Turning Code Into Space
Museums are wonderful places. I think it's very cool how artists manage to translate abstract, complex themes into real spaces and objects. As a visitor, you don't require knowledge about the topic to get a sense of the artist's mind, because the layout of the exhibition and its rooms do a lot of the explaining.
While I was walking through an exhibition about masculinity, I started wondering: if a topic such as this can be translated into the physical world, how could one do the same for software development and coding? A topic that shapes so much of our daily lives, especially now in the age of AI. We live in a time where everyone feels like they’ve become a (vibe-coding) software developer, but very few actually grasp the underlying systems and architectures.
What AI makes clear is that software development can be split into two categories: writing lines of code and designing the overall architecture. Writing lines of code is what AI does well. It knows how to produce boilerplate code, write CRUD endpoints, connect to a database, and handle other relatively simple things that have been done thousands of times by developers already. But knowing and understanding the architecture of a software project is something different, something way more complex. It is about choosing solutions, applying real-world rules and abstracting them, defining boundaries, and accepting trade-offs, all while making sure the solution stays scalable and secure. If AI is becoming good at filling in the details, the human role naturally shifts toward shaping the system.
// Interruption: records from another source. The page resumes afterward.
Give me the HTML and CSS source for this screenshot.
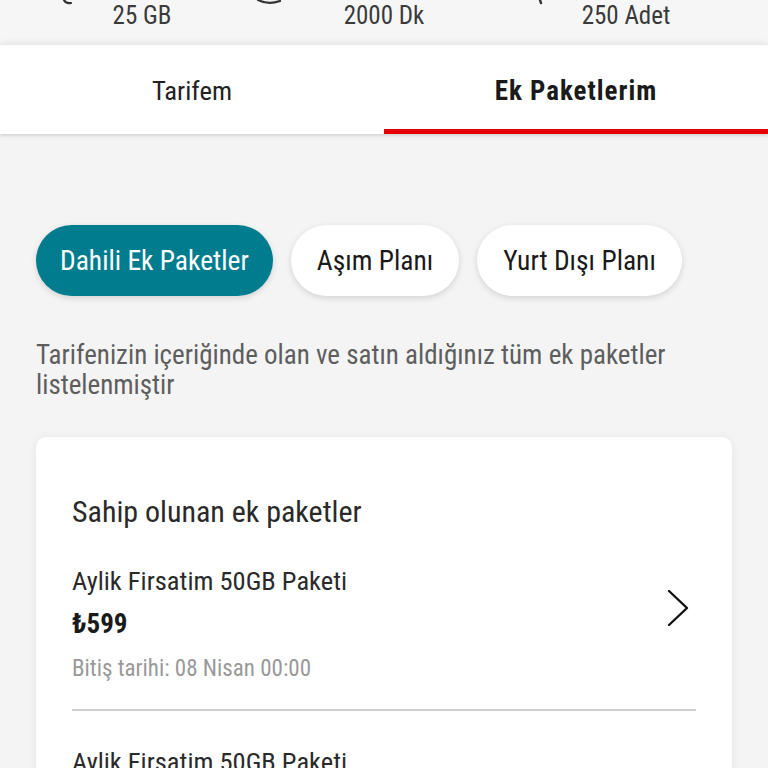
FILE: index.html
```html
<!DOCTYPE html>
<html lang="tr">
<head>
<meta charset="utf-8">
<title>Ek Paketlerim</title>
<link rel="stylesheet" href="styles.css">
</head>
<body>
<div class="top">
  <svg class="top-icons" width="768" height="6" viewBox="0 0 768 6">
    <path d="M64 0 Q66 4 71 3" fill="none" stroke="#333" stroke-width="2.2" stroke-linecap="round"/>
    <path d="M258 0 Q268 5 280 1" fill="none" stroke="#333" stroke-width="2.2" stroke-linecap="round"/>
    <path d="M540 0 L541 3" fill="none" stroke="#333" stroke-width="2.4" stroke-linecap="round"/>
  </svg>
  <div class="stats">
    <div class="stat">25 GB</div>
    <div class="stat">2000 Dk</div>
    <div class="stat">250 Adet</div>
  </div>
</div>
<nav class="tabs">
  <div class="tab">Tarifem</div>
  <div class="tab active">Ek Paketlerim</div>
</nav>
<main class="content">
  <div class="pills">
    <div class="pill selected">Dahili Ek Paketler</div>
    <div class="pill">Aşım Planı</div>
    <div class="pill">Yurt Dışı Planı</div>
  </div>
  <p class="desc">Tarifenizin içeriğinde olan ve satın aldığınız tüm ek paketler listelenmiştir</p>
  <section class="card">
    <h2 class="card-title">Sahip olunan ek paketler</h2>
    <div class="item">
      <div class="item-text">
        <div class="item-name">Aylik Firsatim 50GB Paketi</div>
        <div class="item-price">₺599</div>
        <div class="item-date">Bitiş tarihi: 08 Nisan 00:00</div>
      </div>
      <svg class="chev" width="24" height="38" viewBox="0 0 24 38">
        <path d="M3 2 L21 19 L3 36" fill="none" stroke="#111" stroke-width="2.4" stroke-linecap="round" stroke-linejoin="round"/>
      </svg>
    </div>
    <div class="item">
      <div class="item-text">
        <div class="item-name">Aylik Firsatim 50GB Paketi</div>
      </div>
    </div>
  </section>
</main>
</body>
</html>
```
FILE: styles.css
```css
* { box-sizing: border-box; }
html, body { margin: 0; padding: 0; }
body {
  background: #f4f4f4;
  font-family: "Roboto Condensed", "Liberation Sans Narrow", Roboto, "Liberation Sans", sans-serif;
  color: #333;
  width: 768px;
  height: 768px;
  overflow: hidden;
}
.top {
  background: #f6f6f6;
  height: 45px;
}
.top-icons { display: block; height: 6px; }
.stats {
  display: grid;
  grid-template-columns: repeat(3, 1fr);
  padding: 0 21px;
  margin-top: -5px;
}
.stat {
  text-align: center;
  font-size: 25px;
  line-height: 30px;
  color: #3a3a3a;
}
.tabs {
  display: flex;
  background: #fff;
  height: 89px;
  box-shadow: 0 -3px 6px rgba(0,0,0,0.06), 0 2px 3px rgba(0,0,0,0.12);
  position: relative;
}
.tab {
  flex: 1;
  display: flex;
  align-items: center;
  justify-content: center;
  font-size: 26.7px;
  color: #222;
  padding-top: 8px;
  border-bottom: 5px solid transparent;
}
.tab.active {
  font-weight: bold;
  font-size: 27px;
  letter-spacing: 1px;
  color: #1a1a1a;
  border-bottom-color: #e60000;
}
.content {
  padding: 91px 36px 0 36px;
}
.pills {
  display: flex;
  gap: 18px;
}
.pill {
  height: 71px;
  border-radius: 36px;
  background: #fff;
  display: flex;
  align-items: center;
  padding: 0 26px;
  font-size: 27.5px;
  color: #1a1a1a;
  box-shadow: 0 2px 6px rgba(0,0,0,0.14);
}
.pill.selected {
  background: #007c8f;
  color: #fff;
  padding: 0 24px;
}
.desc {
  margin: 44px 0 0 0;
  font-size: 27px;
  line-height: 30px;
  color: #5e5e5e;
  max-width: 680px;
}
.card {
  margin-top: 37px;
  background: #fff;
  border-radius: 10px;
  box-shadow: 0 1px 8px rgba(0,0,0,0.08);
  padding: 57px 36px 0 36px;
}
.card-title {
  margin: 0;
  font-weight: normal;
  font-size: 30px;
  line-height: 36px;
  color: #2a2a2a;
}
.item {
  display: flex;
  align-items: flex-start;
  border-bottom: 2px solid #cfcfcf;
  padding: 35px 0 25px 0;
}
.item:last-child { border-bottom: none; }
.item-text { flex: 1; }
.item-name {
  font-size: 26.5px;
  line-height: 32px;
  color: #2a2a2a;
}
.item-price {
  font-size: 27px;
  line-height: 32px;
  margin-top: 11px;
  color: #1a1a1a;
  font-weight: bold;
}
.item-date {
  font-size: 23px;
  line-height: 30px;
  margin-top: 14px;
  color: #999;
}
.chev { margin-right: 6px; margin-top: 24px; }
```
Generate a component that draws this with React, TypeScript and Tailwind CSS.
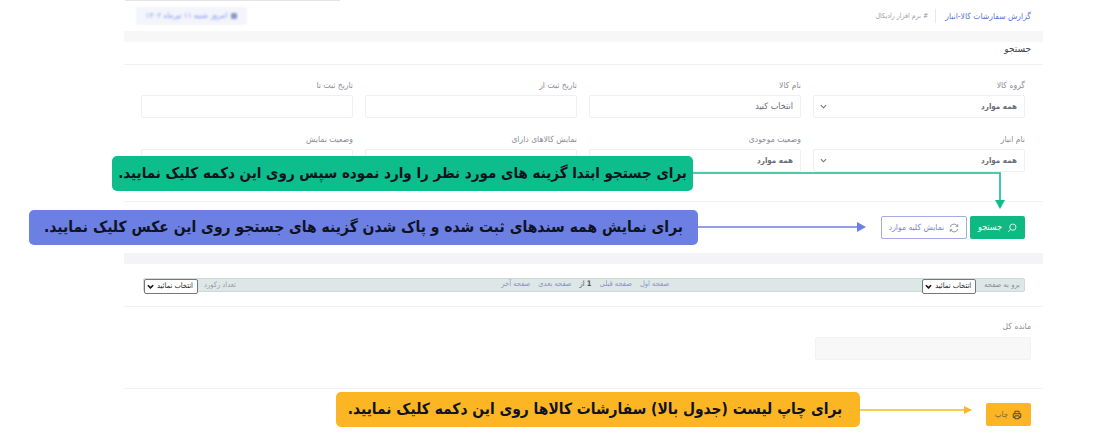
import React from "react";

function Chevron() {
  return (
    <svg width="7" height="5" viewBox="0 0 8 5" fill="none" stroke="#6b7280" strokeWidth="1.2">
      <path d="M1 1l3 3 3-3" />
    </svg>
  );
}

function Field({ label, value, select }: { label: string; value?: string; select?: boolean }) {
  return (
    <div className="flex flex-col">
      <div className="h-[16px] text-[8.5px] leading-[12px] text-[#8b8d97]">{label}</div>
      <div className="flex h-[23px] items-center justify-between rounded-[2px] border border-[#eef0f3] bg-white pr-[7px] pl-[6px] font-medium text-[#6a6d78]">
        <span className={value === "همه موارد" ? "text-[8px] font-bold" : "text-[9px]"}>{value}</span>
        {select && <Chevron />}
      </div>
    </div>
  );
}

function Sel() {
  return (
    <div className="flex h-[15px] w-[54px] items-center justify-between rounded-[2px] border border-[#777] bg-white pr-[4px] pl-[2px] text-[7.5px] whitespace-nowrap text-[#222]">
      <span>انتخاب نمائید</span>
      <svg width="7" height="5" viewBox="0 0 8 5" fill="none" stroke="#111" strokeWidth="1.8"><path d="M1 1l3 3 3-3" /></svg>
    </div>
  );
}

function Arrow({ d, head, color }: { d: string; head: string; color: string }) {
  return (
    <>
      <path d={d} fill="none" stroke={color} strokeWidth="1.6" />
      <path d={head} fill={color} />
    </>
  );
}

function Callout({ className, children }: { className: string; children: React.ReactNode }) {
  return (
    <div className={`absolute flex h-[35px] items-center justify-center rounded-[5px] font-bold whitespace-nowrap text-[#10131f] ${className}`}>
      {children}
    </div>
  );
}

export default function App() {
  return (
    <div
      dir="rtl"
      className="relative h-[433px] w-[1100px] overflow-hidden bg-white font-['DejaVu_Sans_Condensed','DejaVu_Sans',sans-serif]"
    >
      <div className="absolute top-0 left-[125px] h-px w-[215px] bg-[#e4e4e6]" />
      <div className="mr-[57px] ml-[124px] flex flex-col">
        {/* header */}
        <div className="flex h-[31px] items-center justify-between pr-[12px] pl-[12px]">
          <div className="flex items-center pt-[1px]">
            <span className="text-[8.5px] font-medium text-[#5d78d8]">گزارش سفارشات کالا-انبار</span>
            <span className="mr-[9px] ml-[7px] h-[14px] w-px bg-[#e8e9ee]" />
            <span className="text-[7px] text-[#9a9ca6]"># نرم افزار رادیکال</span>
          </div>
          <div className="flex h-[18px] w-[111px] items-center justify-center gap-[4px] rounded-[2px] bg-[#f4f5fb] text-[8px] text-[#7f97ee] blur-[1px]">
            <span className="h-[6px] w-[6px] rounded-[1px] bg-[#8d96c8]" />
            <span>امروز شنبه ۱۱ تیرماه ۱۴۰۲</span>
          </div>
        </div>
        <div className="h-[11px] bg-[#f7f7f8]" />

        {/* search title */}
        <div className="h-[23px] border-b border-[#f1f2f4] pt-[1px] pr-[12px] text-[10px] leading-[12px] font-medium text-[#3f424c]">
          جستجو
        </div>

        {/* fields */}
        <div className="grid grid-cols-[repeat(4,212px)] gap-x-[12px] gap-y-[15px] pt-[14px] pr-[18px] pb-[29px] pl-[17px]">
          <Field label="گروه کالا" value="همه موارد" select />
          <Field label="نام کالا" value="انتخاب کنید" />
          <Field label="تاریخ ثبت از" />
          <Field label="تاریخ ثبت تا" />
          <Field label="نام انبار" value="همه موارد" select />
          <Field label="وضعیت موجودی" value="همه موارد" />
          <Field label="نمایش کالاهای دارای" />
          <Field label="وضعیت نمایش" />
        </div>

        {/* buttons */}
        <div className="flex h-[52px] items-start gap-[3px] border-t border-[#f1f2f4] pt-[14px] pr-[18px]">
          <button className="flex h-[23px] w-[55px] items-center justify-center gap-[5px] rounded-[2px] bg-[#10b981] text-[9px] font-medium text-white">
            <svg width="10" height="10" viewBox="0 0 24 24" fill="none" stroke="white" strokeWidth="2">
              <circle cx="14" cy="10" r="7.5" />
              <path d="M8.5 15.5L3 21" />
            </svg>
            جستجو
          </button>
          <button className="flex h-[23px] w-[86px] items-center justify-center gap-[5px] rounded-[2px] border border-[#a3abe0] bg-white text-[8.5px] text-[#7f88c4]">
            <svg width="10" height="10" viewBox="0 0 24 24" fill="none" stroke="#7c859c" strokeWidth="2">
              <path d="M3 10a9 9 0 0 1 15.5-4.5L21 8M21 3v5h-5M21 14a9 9 0 0 1-15.5 4.5L3 16M3 21v-5h5" />
            </svg>
            نمایش کلیه موارد
          </button>
        </div>

        <div className="h-[11px] bg-[#f4f4f6]" />

        {/* pager */}
        <div className="flex h-[43px] flex-col border-b border-[#f1f2f4] pt-[14px] pr-[18px] pl-[19px]">
          <div className="flex h-[14px] items-center rounded-[2px] border border-[#cfdad8] bg-[#dde7e5] text-[7.5px] text-[#8b93c9]">
            <span className="pr-[4px] pl-[8px] text-[#8a8f98]">برو به صفحه</span>
            <div className="mt-[2px]"><Sel /></div>
            <div className="mr-[253px] flex items-center gap-[8px] pb-[2px]">
              <span>صفحه اول</span>
              <span>صفحه قبلی</span>
              <span className="text-[#555]"><b>1</b> از</span>
              <span>صفحه بعدی</span>
              <span>صفحه آخر</span>
            </div>
            <span className="mr-auto pl-[6px] text-[#9a9ea6]">تعداد رکورد</span>
            <div className="mt-[2px]"><Sel /></div>
          </div>
        </div>

        {/* total */}
        <div className="flex h-[82px] flex-col border-b border-[#f1f2f4] pt-[13px] pr-[12px]">
          <div className="h-[17px] text-[8.5px] leading-[12px] text-[#8b8d97]">مانده کل</div>
          <div className="h-[23px] w-[216px] rounded-[2px] border border-[#f1f2f4] bg-[#f8f8f9]" />
        </div>

        {/* print */}
        <div className="pt-[14px] pr-[12px]">
          <button className="flex h-[23px] w-[45px] items-center justify-center gap-[4px] rounded-[2px] bg-[#fdb623] text-[8px] text-[#6f6650]">
            <svg width="10" height="10" viewBox="0 0 24 24" fill="none" stroke="#4b4a45" strokeWidth="2.4">
              <path d="M7 9V3h10v6M7 18H3v-9h18v9h-4M7 14h10v7H7z" />
            </svg>
            چاپ
          </button>
        </div>
      </div>

      {/* annotation overlay */}
      <svg className="absolute top-0 left-0" width="1100" height="433">
        <Arrow d="M693 173H1000V200" head="M995 200h10l-5 9z" color="#10bd8d" />
        <Arrow d="M698 227H860" head="M857 222l9 5-9 5z" color="#6c7fe2" />
        <Arrow d="M860 410H965" head="M964 406l8 4-8 4z" color="#fdb623" />
      </svg>
      <Callout className="top-[156px] left-[112px] w-[581px] bg-[#0dbd8b] text-[15px]">
        برای جستجو ابتدا گزینه های مورد نظر را وارد نموده سپس روی این دکمه کلیک نمایید.
      </Callout>
      <Callout className="top-[210px] left-[29px] w-[669px] bg-[#6c7fe2] text-[15.5px]">
        برای نمایش همه سندهای ثبت شده و پاک شدن گزینه های جستجو روی این عکس کلیک نمایید.
      </Callout>
      <Callout className="top-[392px] left-[336px] w-[524px] bg-[#fdb623] pr-[6px] text-[15.4px]">
        برای چاپ لیست (جدول بالا) سفارشات کالاها روی این دکمه کلیک نمایید.
      </Callout>
    </div>
  );
}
So how do we explain this to all of our new vibe-coding friends? That’s hard, mainly because the software we use every day is largely invisible. Compare it to an iceberg: users only see the tip, while most of it is hidden underwater. With software, users only see the frontend interfaces, while the actual structure of the system (the layers, dependencies, and libraries) is invisible to them. It exists only on servers “in the cloud” and in the heads of the people who built it. The hardest and most important part of software development is also the least visible.
Back from the museum exhibition, in my hotel room, I found myself thinking about this. Museums are good at making abstract ideas come to life. They turn invisible concepts into a visible reality. That made me wonder: what if software development and coding were exhibited in the same way? Not by showing screens with lines of code, but by turning systems into something you could physically move through. Not to teach people how to program at a fine-grained level, but to show the overall, zoomed-out architecture of software systems.
Imagine a museum where a software system is laid out as a building. You enter through a hall that represents the load-balancing and controller layer. Requests (visualized by yourself, the visitor) come in and are checked, routed, or rejected. Based on the type of request, some doors open while others stay shut. Even without understanding anything technical, it becomes clear that this is where the gatekeeping happens, where the system decides what it will and will not accept from the outside world. It's your way in.
Further inside are rooms where decisions are made. A request can take different routes depending on its contents. This is the business or logic layer, where a request is processed further based on a set of conditions and rules, much like how people exist and behave in society.
One floor deeper, we enter the data layer, which could be visualized as an archive or vault. Access is restricted; only those with proper credentials can enter. Some can only see (read), while others can also change (create, update, delete). In any case, this room should make you feel that this is not a place to wander freely. Data is important and valuable, like gold and silver. Without showing a single line of code, visitors understand why this layer needs protection and why a software system with good architecture treats its data with care.
In an age where AI can generate (boilerplate) code at scale, visualizing the architecture that holds it all together, in a compelling way through a museum exhibition, feels important. Important for everyone to understand. By turning software architecture into something you can walk through, you reveal what software development really is in the end: a human craft where structure and careful considerations are very important.